I think this was the intent -- fly out of Palwaukee, not O'Hare.
There's something sort of like that for Toronto City Airport (YTZ) to Ottawa (YOW). Porter flies out every hour and is just slightly more than a coach seat on the train. You can buy a fixed time ticket, or a flexible ticket for slightly more.
I've always wanted somebody to take the idea of "leave when full" minibuses in the 3rd world and apply it to popular airline routes.
Although it can result in shorter waits, it can also result in longer waits. I know people who've waited 8 hours for a cross country bus in the developing world cause the bus wouldn't leave till it was full.
that's an awesome, albeit impractical idea. I can just picture a surly captain chewing through a bag of rambutans he bought on the tarmac while he waits until there are enough people to make it worth his while to take off while his helper abruptly stops selling tickets and disappears into the nearest bar for half an hour.
Or he lands somewhere not on the schedule in the middle of the flight and a lady with her goat gets on and has a ticket for your seat, making you stand next to the toilet for the remainder of the flight.
I've always wanted somebody to take the idea of "leave when full" minibuses in the 3rd world and apply it to popular airline routes.
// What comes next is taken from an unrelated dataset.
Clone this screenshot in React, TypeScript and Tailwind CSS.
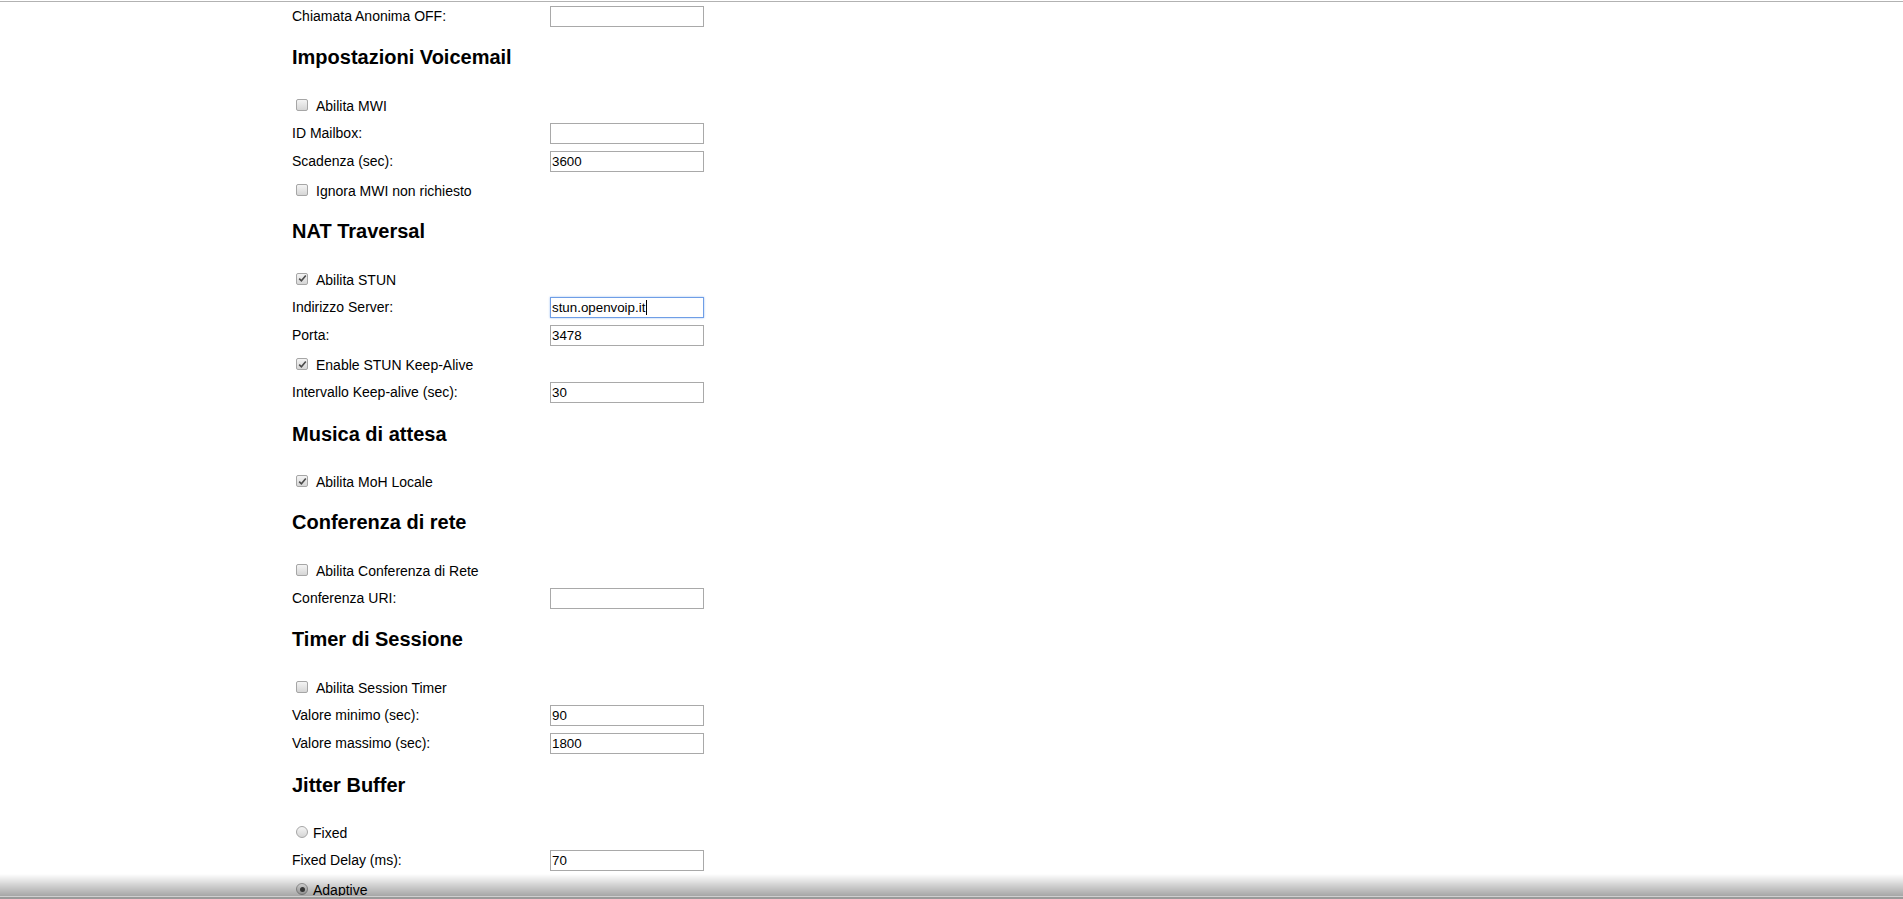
import React from "react";

type Row =
  | { kind: "heading"; text: string }
  | { kind: "input"; label: string; value: string; focused?: boolean }
  | { kind: "check"; label: string; checked: boolean }
  | { kind: "radio"; label: string; checked: boolean };

const rows: Row[] = [
  { kind: "input", label: "Chiamata Anonima OFF:", value: "" },
  { kind: "heading", text: "Impostazioni Voicemail" },
  { kind: "check", label: "Abilita MWI", checked: false },
  { kind: "input", label: "ID Mailbox:", value: "" },
  { kind: "input", label: "Scadenza (sec):", value: "3600" },
  { kind: "check", label: "Ignora MWI non richiesto", checked: false },
  { kind: "heading", text: "NAT Traversal" },
  { kind: "check", label: "Abilita STUN", checked: true },
  { kind: "input", label: "Indirizzo Server:", value: "stun.openvoip.it", focused: true },
  { kind: "input", label: "Porta:", value: "3478" },
  { kind: "check", label: "Enable STUN Keep-Alive", checked: true },
  { kind: "input", label: "Intervallo Keep-alive (sec):", value: "30" },
  { kind: "heading", text: "Musica di attesa" },
  { kind: "check", label: "Abilita MoH Locale", checked: true },
  { kind: "heading", text: "Conferenza di rete" },
  { kind: "check", label: "Abilita Conferenza di Rete", checked: false },
  { kind: "input", label: "Conferenza URI:", value: "" },
  { kind: "heading", text: "Timer di Sessione" },
  { kind: "check", label: "Abilita Session Timer", checked: false },
  { kind: "input", label: "Valore minimo (sec):", value: "90" },
  { kind: "input", label: "Valore massimo (sec):", value: "1800" },
  { kind: "heading", text: "Jitter Buffer" },
  { kind: "radio", label: "Fixed", checked: false },
  { kind: "input", label: "Fixed Delay (ms):", value: "70" },
  { kind: "radio", label: "Adaptive", checked: true },
];

function CheckBox({ checked }: { checked: boolean }) {
  return (
    <span className="mb-[3px] ml-[4px] flex h-[12px] w-[12px] items-center justify-center rounded-[2px] border border-[#a6a6a6] bg-linear-to-b from-[#f4f4f4] to-[#d6d6d6]">
      {checked ? (
        <svg width="9" height="9" viewBox="0 0 9 9">
          <path d="M1.2 4.6 L3.4 6.8 L7.8 1.6" fill="none" stroke="#4b4b4b" strokeWidth="1.6" />
        </svg>
      ) : null}
    </span>
  );
}

function Radio({ checked }: { checked: boolean }) {
  return (
    <span className="mb-[3px] ml-[4px] flex h-[12px] w-[12px] items-center justify-center rounded-full border border-[#a6a6a6] bg-linear-to-b from-[#f4f4f4] to-[#d6d6d6]">
      {checked ? <span className="h-[5px] w-[5px] rounded-full bg-[#444]" /> : null}
    </span>
  );
}

export default function App() {
  return (
    <div className="relative h-screen overflow-hidden bg-white pt-px font-['Liberation_Sans',Arial,sans-serif] text-black">
      <div className="h-px w-full bg-[#b2b2b2]" />

      <div className="pl-[292px]">
        {rows.map((r, i) => {
          if (r.kind === "heading") {
            return (
              <h3
                key={i}
                className="mt-[14.75px] mb-[21.25px] h-[24px] text-[20px] font-bold leading-[24px]"
              >
                {r.text}
              </h3>
            );
          }

          if (r.kind === "input") {
            return (
              <div key={i} className="flex h-[28.5px] items-center text-[14px]">
                <span className="w-[258px]">{r.label}</span>
                <div className="relative">
                  <input
                    type="text"
                    defaultValue={r.value}
                    className={
                      "h-[21px] w-[154px] border bg-white pl-[1px] text-[13.33px] text-black outline-none " +
                      (r.focused
                        ? "border-[#6f9ee6] shadow-[0_0_2px_#9fc1f2]"
                        : "border-[#a9a9a9]")
                    }
                  />
                  {r.focused ? (
                    <span className="absolute left-[96px] top-[3px] h-[15px] w-px bg-black" />
                  ) : null}
                </div>
              </div>
            );
          }

          return (
            <div key={i} className="flex h-[28.5px] items-center pt-[3px] text-[14px]">
              {r.kind === "check" ? (
                <CheckBox checked={r.checked} />
              ) : (
                <Radio checked={r.checked} />
              )}
              <span className={r.kind === "check" ? "ml-[8px]" : "ml-[5px]"}>{r.label}</span>
            </div>
          );
        })}
      </div>

      {/* window bottom shadow */}
      <div className="pointer-events-none fixed inset-x-0 bottom-0">
        <div className="h-[22px] bg-linear-to-b from-black/0 to-black/35" />
        <div className="h-px bg-[#cfcfcf]" />
        <div className="h-[2px] bg-[#9a9a9a]" />
      </div>
    </div>
  );
}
How cool would it be if there was an operator running flights from Los Angeles to San Fransisco using small commuter jets with no fixed schedule and plenty of planes. You'd just turn up, buy a ticket, make your way to the gate, and get on the plane. When it filled up it would taxi away and another one would fill its place.
Average wait time: less than 15 minutes. No more showing up at the airport 2 hours early.
Naturally, you'd have to charge a premium, but if you pick your routes correctly and target people with more money than time, you would clean up.
The only downside is that you couldn't do it from actual commercial airports like LAX and SFO because you'd never get a slot to take off. You'd need to use smaller airports such as Boeing Field in Seattle. It still seems pretty doable though.